**** DATASET RECORDS
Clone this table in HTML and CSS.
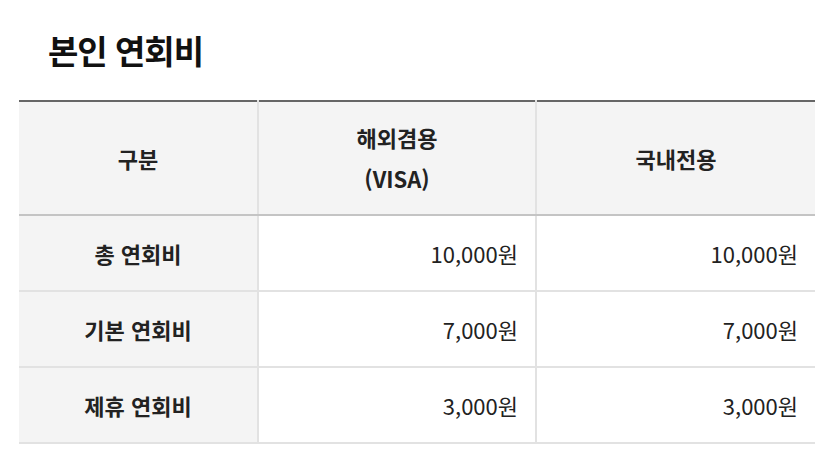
FILE: index.html
```html
<!DOCTYPE html>
<html lang="ko">
<head>
<meta charset="utf-8">
<link rel="stylesheet" href="styles.css">
</head>
<body>
<div class="page">
  <h2 class="title">본인 연회비</h2>
  <table class="fee">
    <colgroup>
      <col class="c1"><col class="c2"><col class="c3">
    </colgroup>
    <thead>
      <tr>
        <th>구분</th>
        <th>해외겸용<br>(VISA)</th>
        <th>국내전용</th>
      </tr>
    </thead>
    <tbody>
      <tr>
        <th>총 연회비</th>
        <td>10,000원</td>
        <td>10,000원</td>
      </tr>
      <tr>
        <th>기본 연회비</th>
        <td>7,000원</td>
        <td>7,000원</td>
      </tr>
      <tr>
        <th>제휴 연회비</th>
        <td>3,000원</td>
        <td>3,000원</td>
      </tr>
    </tbody>
  </table>
</div>
</body>
</html>
```
FILE: styles.css
```css
html, body {
  margin: 0;
  padding: 0;
  background: #fff;
}
body {
  font-family: "Noto Sans CJK KR", "Noto Sans", sans-serif;
  color: #222;
}
.page {
  padding: 0 21px 0 19px;
}
.title {
  margin: 0;
  padding: 27px 0 0 29px;
  height: 100px;
  box-sizing: border-box;
  font-size: 33px;
  line-height: 46px;
  font-weight: 700;
  color: #111;
  letter-spacing: -1px;
}
.fee {
  width: 796px;
  border-collapse: collapse;
  table-layout: fixed;
}
.c1 { width: 239px; }
.c2 { width: 278px; }
.c3 { width: 279px; }
.fee th, .fee td {
  border: 2px solid #e2e2e2;
  font-size: 22px;
}
.fee tr > :first-child { border-left: none; }
.fee tr > :last-child { border-right: none; }
.fee thead th {
  border-top: 2px solid #666;
  border-bottom: 2px solid #c4c4c4;
  background: #f4f4f4;
  height: 112px;
  padding: 0;
  font-weight: 700;
  font-size: 22px;
  line-height: 41px;
  color: #222;
  text-align: center;
}
.fee tbody th {
  background: #f4f4f4;
  height: 74px;
  padding: 0;
  font-weight: 700;
  text-align: center;
  color: #222;
}
.fee tbody td {
  height: 74px;
  padding: 0 17px 0 0;
  text-align: right;
  font-weight: 400;
  color: #222;
}
```
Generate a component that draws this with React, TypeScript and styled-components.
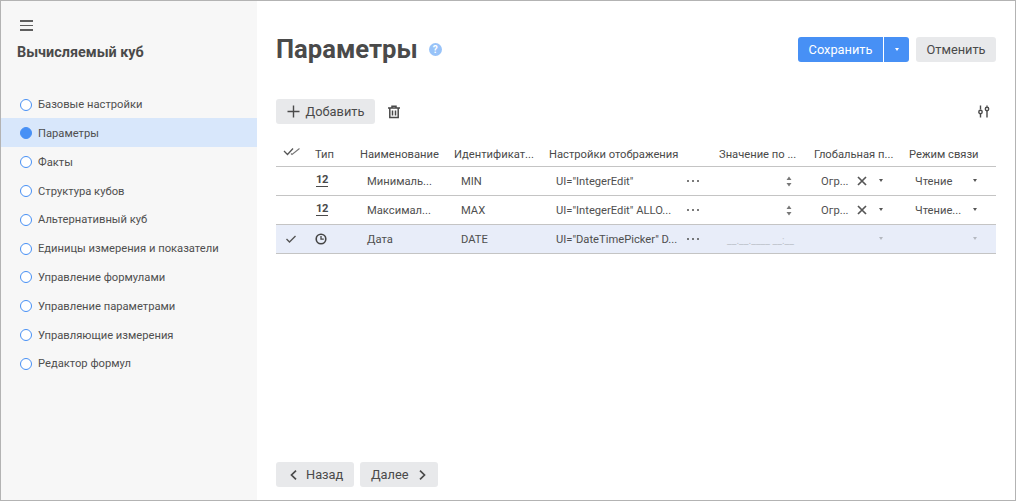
********
▶ _WORK TO COMPLETE_:
Transcribe every record above exactly, leaving out the pictures.

▶ _SOLUTION TO THIS PROBLEM_:
Clone this table in HTML and CSS.
FILE: index.html
```html
<!DOCTYPE html>
<html lang="ko">
<head>
<meta charset="utf-8">
<link rel="stylesheet" href="styles.css">
</head>
<body>
<div class="page">
  <h2 class="title">본인 연회비</h2>
  <table class="fee">
    <colgroup>
      <col class="c1"><col class="c2"><col class="c3">
    </colgroup>
    <thead>
      <tr>
        <th>구분</th>
        <th>해외겸용<br>(VISA)</th>
        <th>국내전용</th>
      </tr>
    </thead>
    <tbody>
      <tr>
        <th>총 연회비</th>
        <td>10,000원</td>
        <td>10,000원</td>
      </tr>
      <tr>
        <th>기본 연회비</th>
        <td>7,000원</td>
        <td>7,000원</td>
      </tr>
      <tr>
        <th>제휴 연회비</th>
        <td>3,000원</td>
        <td>3,000원</td>
      </tr>
    </tbody>
  </table>
</div>
</body>
</html>
```
FILE: styles.css
```css
html, body {
  margin: 0;
  padding: 0;
  background: #fff;
}
body {
  font-family: "Noto Sans CJK KR", "Noto Sans", sans-serif;
  color: #222;
}
.page {
  padding: 0 21px 0 19px;
}
.title {
  margin: 0;
  padding: 27px 0 0 29px;
  height: 100px;
  box-sizing: border-box;
  font-size: 33px;
  line-height: 46px;
  font-weight: 700;
  color: #111;
  letter-spacing: -1px;
}
.fee {
  width: 796px;
  border-collapse: collapse;
  table-layout: fixed;
}
.c1 { width: 239px; }
.c2 { width: 278px; }
.c3 { width: 279px; }
.fee th, .fee td {
  border: 2px solid #e2e2e2;
  font-size: 22px;
}
.fee tr > :first-child { border-left: none; }
.fee tr > :last-child { border-right: none; }
.fee thead th {
  border-top: 2px solid #666;
  border-bottom: 2px solid #c4c4c4;
  background: #f4f4f4;
  height: 112px;
  padding: 0;
  font-weight: 700;
  font-size: 22px;
  line-height: 41px;
  color: #222;
  text-align: center;
}
.fee tbody th {
  background: #f4f4f4;
  height: 74px;
  padding: 0;
  font-weight: 700;
  text-align: center;
  color: #222;
}
.fee tbody td {
  height: 74px;
  padding: 0 17px 0 0;
  text-align: right;
  font-weight: 400;
  color: #222;
}
```
Generate a component that draws this with React, TypeScript and styled-components.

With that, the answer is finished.